Kültür ve Turizm Bakanlığı Alevi-Bektaşi Kültür ve Cemevi Başkanı Ali Rıza Özdemir de yapılan çalışmalar sonucunda Türkiye’de 2 bin 102 cemevini tespit ettiklerini belirtti.
Kurum faaliyetlerini anlatan Özdemir, “Bu tespiti yapmamızdaki temel maksat, temel amaç cemevlerine hizmet götürmek ve hizmet götürdüğümüz yerleri bilmek. 2023 ve 2024 yılları için 258 milyon ödenekle 355 beş cemevimizin bakım onarım ve tefrişat işlerini tamamladık. Önümüzdeki yıl hedefimiz inşallah 500 tane cemevimizin bakım, onarım ve tefrişat işlemlerini tamamlamak ve karşılamak. Deprem bölgesine öncelik verdik. Deprem bölgesinden gelen tüm talepleri değerlendirerek 97 cemevimizin yenilenmesi için 148 milyon liralık bütçe kullandık. Ayrıca yıkılan ya da ağır hasar gören cemevlerinin yerine çevre şehircilik ve iklim değişikliği bakanlığıyla birlikte 13 tane yeni cemevinin planlamasını yaptık. Bugünlerde ödeneklerimizi aktarılıyor, inşallah 2025 yılında bu cemevlerimizi tamamlamış olacağız. Çıkardığımız yönetmelikle elektrik sayaçları sorununu aştık. Bugün itibariyle 837 Cemevimizin aydınlatma giderini başkanlığımız karşılamaktadır. Ayrıca sosyal ve kültürel faaliyetlerle, bilimsel çalışmalarla Alevi Bektaşi kültürüyle ilgili geniş kapsamlı çalışmalar yapıyoruz.” Dedi.
Özdemir, Alevi Bektaşi toplumunun gönüllerine dokunmak ve milli birliği pekiştirmek için çalışmalar gerçekleştirdiklerini belirtti.
Başkanlıkça yürütülen çalışmaların Alevi ve Bektaşi toplumunun geniş bir kesimi tarafından olumlu karşılandığını ifade eden Özdemir, Alevilik ve Bektaşilik kökeni aynı olan, aynı özden beslenen iki kardeş yoldur. Birlikte yaşadığımızda, birbirimizi anladığımızda sevgi ve saygıyla büyür ve güçleniriz. Sayın Cumhurbaşkanımız Recep Tayyip Erdoğan'ın himayelerinde kurulan Alevi ve Bektaşi Kültür ve Cemevi Başkanlığı Alevi-Sünni kardeşliğini pekiştirmeye yönelik, geliştirmeye yönelik ve milli birliğimizin sağlamaya yönelik bir kurumdur.
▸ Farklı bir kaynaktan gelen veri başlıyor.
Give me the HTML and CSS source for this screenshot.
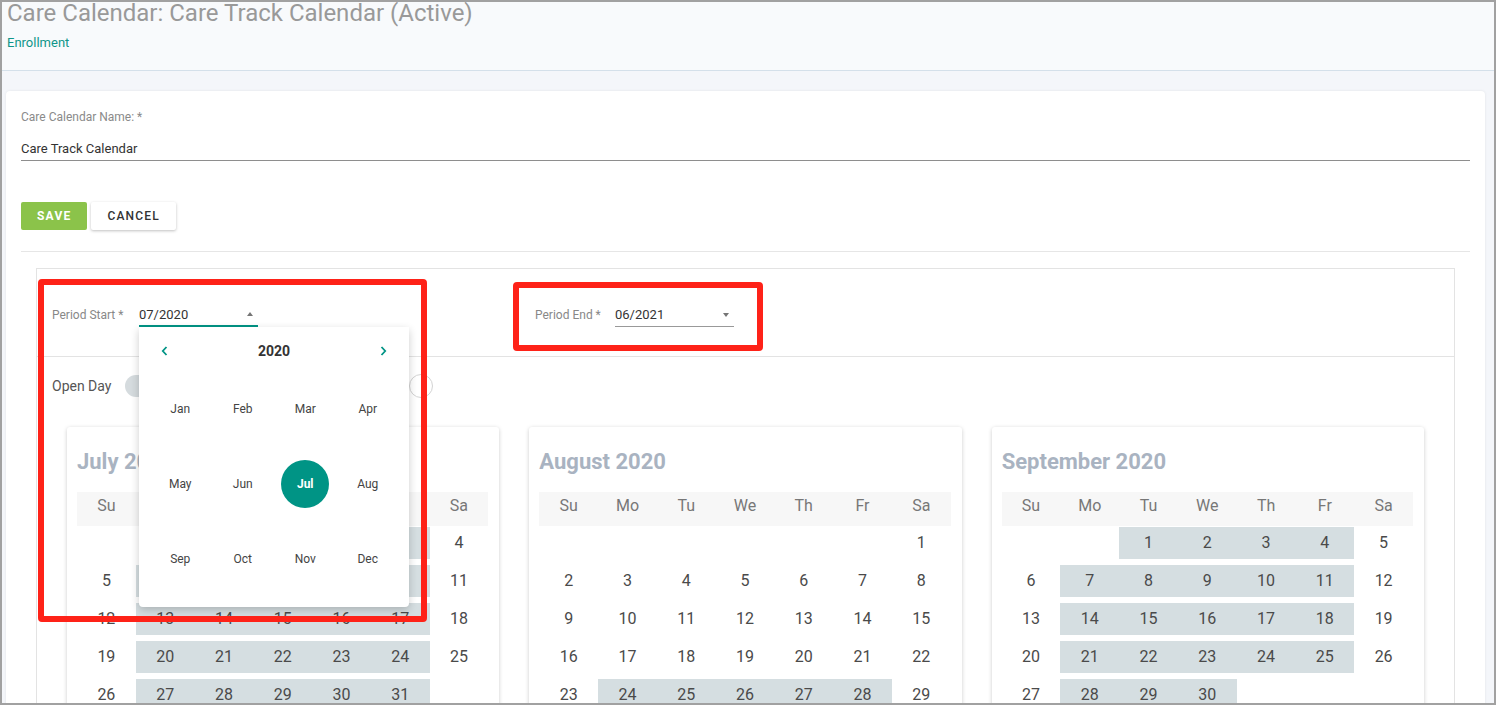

Dolayısıyla biz bu kurum çatısı altında milli birliğimizi ve beraberliğimiz pekiştirecek, güçlendirecek işler yapıyoruz. Bundan sonra da bu çalışmalarımıza bu minval üzerinde devam edeceğiz.” diye konuştu.
Trakya Üniversitesi Rektörü Mustafa Hatipler de Balkanlar’ın tarih boyunca farklı dinlerin, farklı kültürlerin ve medeniyetlerin etkileşimine sahne olduğunu aktardı.
Farklılığın Balkan coğrafyasına Rumeli'ye farklı bir zenginlik ve kültürel mozaik hüviyeti kazandırdığını ifade eden Hatipler, "Rumeli'nin zengin kültür mozaiğinin en değerli taşlarından biri olan Alevi - Bektaşi düşüncesini, anlayışını, insanı kavrayışını alanında uzman olan akademisyenlerimiz kıymetli çalışmaları ile derinlemesine inceleyecekler tartışacaklar ve yaptıkları çalışmaları bizlere takdim edecekler." Şeklinde konuştu.